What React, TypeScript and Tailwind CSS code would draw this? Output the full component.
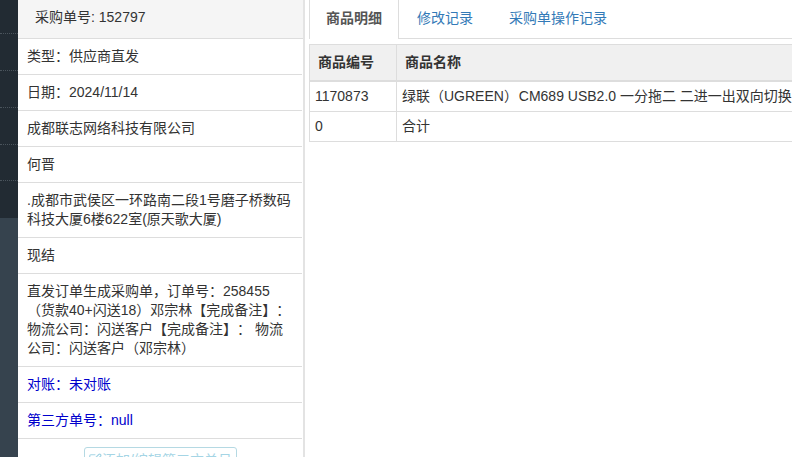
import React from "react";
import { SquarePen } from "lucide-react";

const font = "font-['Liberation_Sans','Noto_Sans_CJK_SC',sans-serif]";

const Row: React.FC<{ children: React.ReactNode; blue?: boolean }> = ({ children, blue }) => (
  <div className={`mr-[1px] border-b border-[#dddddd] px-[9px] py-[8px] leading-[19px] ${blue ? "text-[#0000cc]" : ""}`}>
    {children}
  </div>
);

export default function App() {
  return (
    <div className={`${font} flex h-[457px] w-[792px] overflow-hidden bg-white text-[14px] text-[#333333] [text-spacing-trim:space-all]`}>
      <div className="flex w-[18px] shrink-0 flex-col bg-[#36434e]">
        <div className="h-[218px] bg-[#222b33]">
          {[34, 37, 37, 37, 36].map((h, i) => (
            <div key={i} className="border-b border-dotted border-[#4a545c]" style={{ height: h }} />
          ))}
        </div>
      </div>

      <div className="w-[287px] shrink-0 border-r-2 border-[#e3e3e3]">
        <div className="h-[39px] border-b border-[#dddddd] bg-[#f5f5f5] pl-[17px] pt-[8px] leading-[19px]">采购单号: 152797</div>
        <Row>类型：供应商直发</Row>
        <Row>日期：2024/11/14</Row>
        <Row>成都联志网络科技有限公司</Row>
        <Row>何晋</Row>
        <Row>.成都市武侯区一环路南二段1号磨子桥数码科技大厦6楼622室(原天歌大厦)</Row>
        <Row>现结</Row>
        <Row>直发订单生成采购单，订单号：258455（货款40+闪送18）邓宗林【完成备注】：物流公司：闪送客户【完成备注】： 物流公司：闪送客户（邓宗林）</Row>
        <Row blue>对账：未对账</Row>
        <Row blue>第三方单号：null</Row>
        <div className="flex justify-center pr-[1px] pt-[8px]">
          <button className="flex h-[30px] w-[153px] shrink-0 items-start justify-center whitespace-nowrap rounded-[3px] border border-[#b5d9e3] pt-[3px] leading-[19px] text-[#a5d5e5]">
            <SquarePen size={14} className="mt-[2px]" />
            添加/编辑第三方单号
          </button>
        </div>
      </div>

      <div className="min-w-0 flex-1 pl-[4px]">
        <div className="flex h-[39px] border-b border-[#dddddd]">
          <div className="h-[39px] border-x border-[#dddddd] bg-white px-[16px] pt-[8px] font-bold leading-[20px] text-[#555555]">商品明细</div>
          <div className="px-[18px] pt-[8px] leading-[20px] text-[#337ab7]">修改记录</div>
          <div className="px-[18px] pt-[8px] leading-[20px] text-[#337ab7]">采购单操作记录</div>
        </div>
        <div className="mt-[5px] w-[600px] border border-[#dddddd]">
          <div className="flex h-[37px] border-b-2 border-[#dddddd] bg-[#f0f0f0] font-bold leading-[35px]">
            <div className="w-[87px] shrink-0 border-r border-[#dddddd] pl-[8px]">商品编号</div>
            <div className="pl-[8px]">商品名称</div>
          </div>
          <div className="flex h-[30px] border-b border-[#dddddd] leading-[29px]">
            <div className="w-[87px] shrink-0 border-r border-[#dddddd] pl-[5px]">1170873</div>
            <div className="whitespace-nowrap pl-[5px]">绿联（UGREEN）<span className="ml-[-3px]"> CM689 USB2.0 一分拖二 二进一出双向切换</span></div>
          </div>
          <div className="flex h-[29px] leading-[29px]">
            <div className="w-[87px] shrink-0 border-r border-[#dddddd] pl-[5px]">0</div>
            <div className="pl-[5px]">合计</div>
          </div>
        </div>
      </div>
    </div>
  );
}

■ Stated task
Skip every picture and transcribe the data above exactly.

■ Final answer
What React, TypeScript and Tailwind CSS code would draw this? Output the full component.
import React from "react";
import { SquarePen } from "lucide-react";

const font = "font-['Liberation_Sans','Noto_Sans_CJK_SC',sans-serif]";

const Row: React.FC<{ children: React.ReactNode; blue?: boolean }> = ({ children, blue }) => (
  <div className={`mr-[1px] border-b border-[#dddddd] px-[9px] py-[8px] leading-[19px] ${blue ? "text-[#0000cc]" : ""}`}>
    {children}
  </div>
);

export default function App() {
  return (
    <div className={`${font} flex h-[457px] w-[792px] overflow-hidden bg-white text-[14px] text-[#333333] [text-spacing-trim:space-all]`}>
      <div className="flex w-[18px] shrink-0 flex-col bg-[#36434e]">
        <div className="h-[218px] bg-[#222b33]">
          {[34, 37, 37, 37, 36].map((h, i) => (
            <div key={i} className="border-b border-dotted border-[#4a545c]" style={{ height: h }} />
          ))}
        </div>
      </div>

      <div className="w-[287px] shrink-0 border-r-2 border-[#e3e3e3]">
        <div className="h-[39px] border-b border-[#dddddd] bg-[#f5f5f5] pl-[17px] pt-[8px] leading-[19px]">采购单号: 152797</div>
        <Row>类型：供应商直发</Row>
        <Row>日期：2024/11/14</Row>
        <Row>成都联志网络科技有限公司</Row>
        <Row>何晋</Row>
        <Row>.成都市武侯区一环路南二段1号磨子桥数码科技大厦6楼622室(原天歌大厦)</Row>
        <Row>现结</Row>
        <Row>直发订单生成采购单，订单号：258455（货款40+闪送18）邓宗林【完成备注】：物流公司：闪送客户【完成备注】： 物流公司：闪送客户（邓宗林）</Row>
        <Row blue>对账：未对账</Row>
        <Row blue>第三方单号：null</Row>
        <div className="flex justify-center pr-[1px] pt-[8px]">
          <button className="flex h-[30px] w-[153px] shrink-0 items-start justify-center whitespace-nowrap rounded-[3px] border border-[#b5d9e3] pt-[3px] leading-[19px] text-[#a5d5e5]">
            <SquarePen size={14} className="mt-[2px]" />
            添加/编辑第三方单号
          </button>
        </div>
      </div>

      <div className="min-w-0 flex-1 pl-[4px]">
        <div className="flex h-[39px] border-b border-[#dddddd]">
          <div className="h-[39px] border-x border-[#dddddd] bg-white px-[16px] pt-[8px] font-bold leading-[20px] text-[#555555]">商品明细</div>
          <div className="px-[18px] pt-[8px] leading-[20px] text-[#337ab7]">修改记录</div>
          <div className="px-[18px] pt-[8px] leading-[20px] text-[#337ab7]">采购单操作记录</div>
        </div>
        <div className="mt-[5px] w-[600px] border border-[#dddddd]">
          <div className="flex h-[37px] border-b-2 border-[#dddddd] bg-[#f0f0f0] font-bold leading-[35px]">
            <div className="w-[87px] shrink-0 border-r border-[#dddddd] pl-[8px]">商品编号</div>
            <div className="pl-[8px]">商品名称</div>
          </div>
          <div className="flex h-[30px] border-b border-[#dddddd] leading-[29px]">
            <div className="w-[87px] shrink-0 border-r border-[#dddddd] pl-[5px]">1170873</div>
            <div className="whitespace-nowrap pl-[5px]">绿联（UGREEN）<span className="ml-[-3px]"> CM689 USB2.0 一分拖二 二进一出双向切换</span></div>
          </div>
          <div className="flex h-[29px] leading-[29px]">
            <div className="w-[87px] shrink-0 border-r border-[#dddddd] pl-[5px]">0</div>
            <div className="pl-[5px]">合计</div>
          </div>
        </div>
      </div>
    </div>
  );
}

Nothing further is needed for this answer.